Debugging with Adaptive Partitioning - A Better Mousetrap !

November 30, 2007 by fieldstudy

If you’ve ever tried to debug a process/task on an embedded target, you’ve probably hit this problem: the code you’re debugging goes off into some endless loop somewhere, and eats all of the CPU, so that your repeated (and increasingly more violent !) mouse clicks on the ‘Stop’ button are in vain. Typically, the rogue process is either higher priority than the debugger, or it’s the same priority and running in FIFO mode… The end result is usually a hard reset of the target board, which is a shame, because it’d be really handy to know where the process had got to…

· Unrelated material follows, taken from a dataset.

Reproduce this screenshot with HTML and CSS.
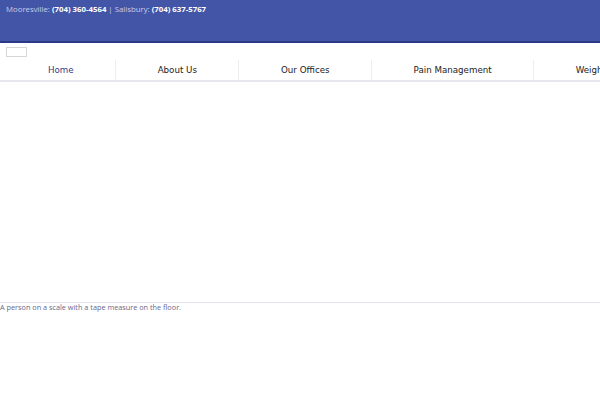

Now that Adaptive Partitioning is included as part of the QNX development seat, there’s no excuse for not using it to address this problem. It’s also one of the best ways to understand and appreciate the value of time-partitioning, and spark your imagination for the possibilities that it might hold if applied to your real system.

Conceptually, adaptive partitioning is quite simple - a partition is an arbitrary group of threads (from one or more processes) that is assigned some percentage of the CPU budget. The total available CPU budget is always 100%, and the sum of the budgets of the partitions in a system always adds up to 100%.

When the system runs, the threads are scheduled using their existing priorities, exactly as they already are if adaptive partitioning is not being used. The one difference is that, as a thread runs, its running time (i.e. CPU consumption) is carefully calculated and subtracted from the current CPU budget for the partition to which it belongs. If that partition budget ever reaches 0 i.e. the partition has consumed all of its budget, a ready thread in another partition (that has budget) will preempt the currently running thread, *EVEN* if the new thread is lower priority than the currently running thread. The clever (adaptive) part is that if there are no ready threads in other partitions, then the running thread (that now has no budget) will continue to run, thus using time from other partitions that those partitions did not need.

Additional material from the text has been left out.